As a volunteer, I have engaged with almost the entire library staff, but one person, in particular, stands out. My normal shift supervisor, we’ll call her Debra, is a knowledgeable and steady manager who cares more about libraries than anyone I’ve ever met. She is also an author of short stories and science fiction.

When I discovered she was a published author, our conversations deepened because I have authorial goals of my own. Through volunteering, I expanded my network in my discretionary time and found a person with common interests and different experiences, an untapped resource who I can learn from and discuss writing in a way I couldn’t before. My pre-volunteering network didn’t include a serious occupational writer and had I not volunteered at the library this year, I would not have established this incredible connection.

These chance encounters, born from side hustling or volunteering, have enormous potential bubbling beneath the surface.

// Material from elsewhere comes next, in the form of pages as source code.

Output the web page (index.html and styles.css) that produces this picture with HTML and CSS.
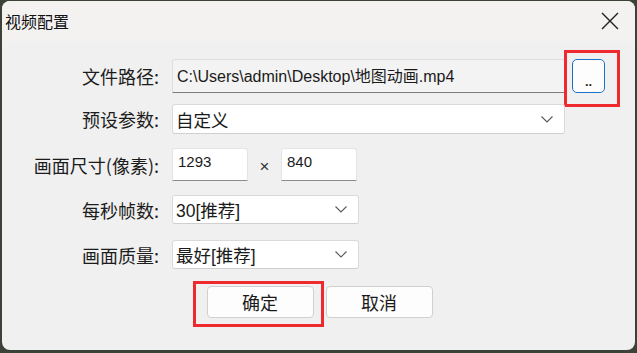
FILE: index.html
```html
<!DOCTYPE html>
<html lang="zh-CN">
<head>
    <meta charset="UTF-8">
    <meta name="viewport" content="width=device-width, initial-scale=1.0">
    <title>视频配置</title>
    <link rel="stylesheet" href="styles.css">
</head>
<body>

<div class="window">
    <!-- 标题栏 -->
    <div class="title-bar">
        <span class="title">视频配置</span>
        <svg class="close-icon" width="18" height="18" viewBox="0 0 18 18">
            <path d="M1 1 L17 17 M17 1 L1 17" stroke="#1f1f1f" stroke-width="1.4" fill="none"/>
        </svg>
    </div>

    <div class="dialog-body">
        <div class="row row-path">
            <label class="label">文件路径:</label>
            <input class="path-input" type="text" value="C:\Users\admin\Desktop\地图动画.mp4" readonly>
            <span class="mark mark-browse">
                <button class="browse-button">..</button>
            </span>
        </div>

        <div class="row row-preset">
            <label class="label">预设参数:</label>
            <div class="combo combo-wide">
                <span>自定义</span>
                <svg class="chevron" width="12" height="7" viewBox="0 0 12 7"><path d="M0.5 0.5 L6 6 L11.5 0.5" stroke="#5a5a5a" stroke-width="1.1" fill="none"/></svg>
            </div>
        </div>

        <div class="row row-size">
            <label class="label">画面尺寸(像素):</label>
            <input class="num-input" type="text" value="1293">
            <span class="times">×</span>
            <input class="num-input" type="text" value="840">
        </div>

        <div class="row row-fps">
            <label class="label">每秒帧数:</label>
            <div class="combo combo-small">
                <span>30[推荐]</span>
                <svg class="chevron" width="12" height="7" viewBox="0 0 12 7"><path d="M0.5 0.5 L6 6 L11.5 0.5" stroke="#5a5a5a" stroke-width="1.1" fill="none"/></svg>
            </div>
        </div>

        <div class="row row-quality">
            <label class="label">画面质量:</label>
            <div class="combo combo-small">
                <span>最好[推荐]</span>
                <svg class="chevron" width="12" height="7" viewBox="0 0 12 7"><path d="M0.5 0.5 L6 6 L11.5 0.5" stroke="#5a5a5a" stroke-width="1.1" fill="none"/></svg>
            </div>
        </div>

        <!-- 按钮 -->
        <div class="button-row">
            <span class="mark mark-ok">
                <button class="dialog-button">确定</button>
            </span>
            <button class="dialog-button">取消</button>
        </div>
    </div>
</div>

</body>
</html>
```

FILE: styles.css
```css
body {
    margin: 0;
    padding: 0;
    background-color: #3d4238;
    font-family: "Liberation Sans", "Noto Sans CJK SC", sans-serif;
    color: #1a1a1a;
}
.window {
    margin: 1px 2px 0 2px;
    height: 349px;
    border-radius: 8px;
    overflow: hidden;
    background-color: #f0f0f0;
}
.title-bar {
    height: 40px;
    display: flex;
    align-items: center;
    justify-content: space-between;
    background-color: #f4f1f1;
    padding: 0 16px 0 3px;
}
.title {
    font-family: "Noto Sans CJK SC", sans-serif;
    font-size: 16px;
    color: #111;
}
.close-icon {
    display: block;
}
.dialog-body {
    padding-top: 18px;
}
.row {
    display: flex;
    align-items: center;
}
.label {
    width: 157px;
    margin-right: 13px;
    text-align: right;
    font-family: "Noto Sans CJK SC", sans-serif;
    font-size: 18px;
    color: #1c1c1c;
}
.row-path {
    height: 34px;
    margin-bottom: 11px;
}
.row-preset {
    height: 30px;
    margin-bottom: 14px;
}
.row-size {
    height: 33px;
    margin-bottom: 14px;
}
.row-fps {
    height: 29px;
    margin-bottom: 16px;
}
.row-quality {
    height: 29px;
    margin-bottom: 17px;
}
.path-input {
    box-sizing: border-box;
    width: 393px;
    height: 34px;
    margin: 0 7px 0 0;
    padding: 0 0 3px 4px;
    font-family: "Liberation Sans", "Noto Sans CJK SC", sans-serif;
    font-size: 16px;
    color: #1a1a1a;
    background-color: #f3f3f3;
    border: 1px solid #dedede;
    border-bottom: 1px solid #7d7d7d;
    border-radius: 3px 3px 0 0;
    outline: none;
}
.mark {
    display: inline-flex;
    border: 3px solid #ee2a2f;
}
.mark-browse {
    padding: 6px 12px 11px 5px;
    margin: -9px -15px -14px -8px;
}
.browse-button {
    box-sizing: border-box;
    width: 33px;
    height: 34px;
    padding: 10px 0 0 0;
    background-color: #fdfdfd;
    border: 1.5px solid #1d71cc;
    border-radius: 5px;
    font-family: "Liberation Sans", sans-serif;
    font-size: 13px;
    font-weight: bold;
    color: #3a2a10;
}
.combo {
    box-sizing: border-box;
    height: 100%;
    display: flex;
    align-items: center;
    justify-content: space-between;
    padding: 0 11px 0 3px;
    background-color: #ffffff;
    border: 1px solid #dadada;
    border-bottom-color: #cfcfcf;
    border-radius: 3px;
    font-size: 17.5px;
}
.combo-wide {
    width: 393px;
}
.combo-small {
    width: 187px;
}
.chevron {
    display: block;
}
.num-input {
    box-sizing: border-box;
    width: 76px;
    height: 33px;
    margin: 0;
    padding: 0 0 6px 5px;
    font-family: "Liberation Sans", sans-serif;
    font-size: 15px;
    color: #1a1a1a;
    background-color: #ffffff;
    border: 1px solid #e4e4e4;
    border-bottom: 1px solid #8c8c8c;
    border-radius: 3px 3px 0 0;
    outline: none;
}
.times {
    width: 33px;
    text-align: center;
    font-size: 17px;
    color: #333;
    padding-top: 4px;
}
.button-row {
    display: flex;
    justify-content: center;
    gap: 12px;
    padding-left: 2px;
}
.mark-ok {
    padding: 2px 7px 6px 11px;
    margin: -5px -10px -9px -14px;
}
.dialog-button {
    box-sizing: border-box;
    width: 107px;
    height: 32px;
    background-color: #fdfdfd;
    border: 1px solid #d0d0d0;
    border-radius: 4px;
    font-family: "Noto Sans CJK SC", sans-serif;
    font-size: 18px;
    color: #1a1a1a;
    padding: 0;
}
```
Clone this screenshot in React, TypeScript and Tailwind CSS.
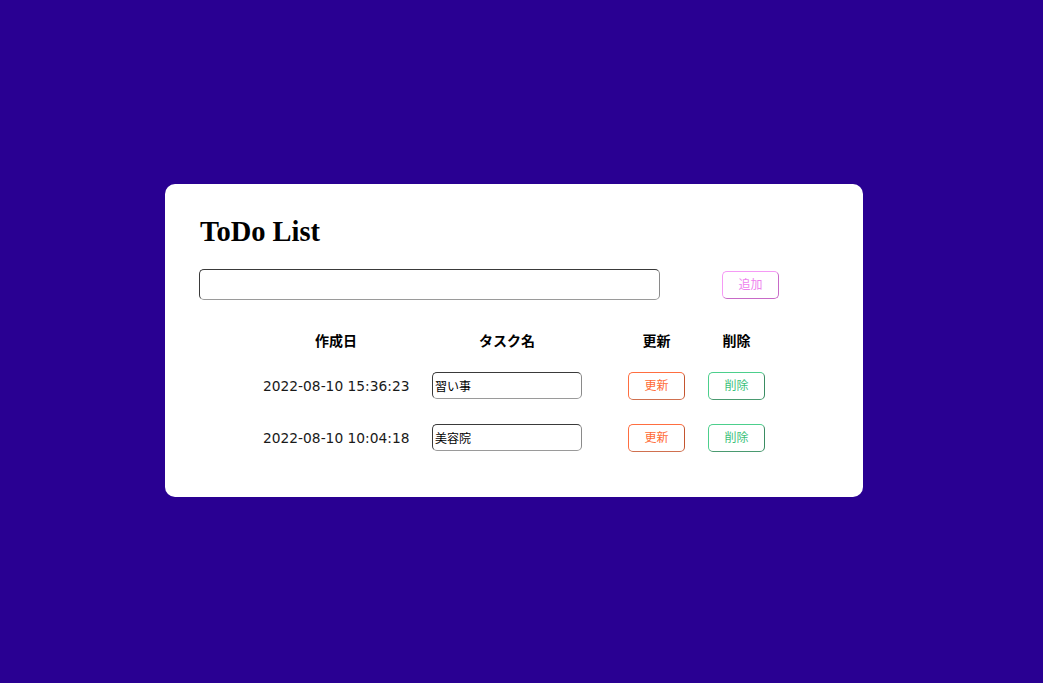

Because of self-selection, you will often find people who share your interests and who may be helpful to you in some currently unidentified way. The more you connect with these people, the more likely you are to find meaningful bonds that add value to your career or personal life. You don’t know what someone has to offer until you connect.

While our interests may differ, I’m positive the hidden benefits I’ve discussed will apply as much to you as they have to me. By pursuing a side hustle (or in volunteering), you may find a future career in something you started just to earn some extra cash; you’ll learn the skills and gain the experiences necessary to carry it out; you’ll connect with people with your interests who will help you along the way. I hope that reading about my experiences with side hustling and volunteering can help you envision your own potential side hustles, your own areas to volunteer in. The only limits are your own interests and how much time and effort you’re willing to dedicate to them.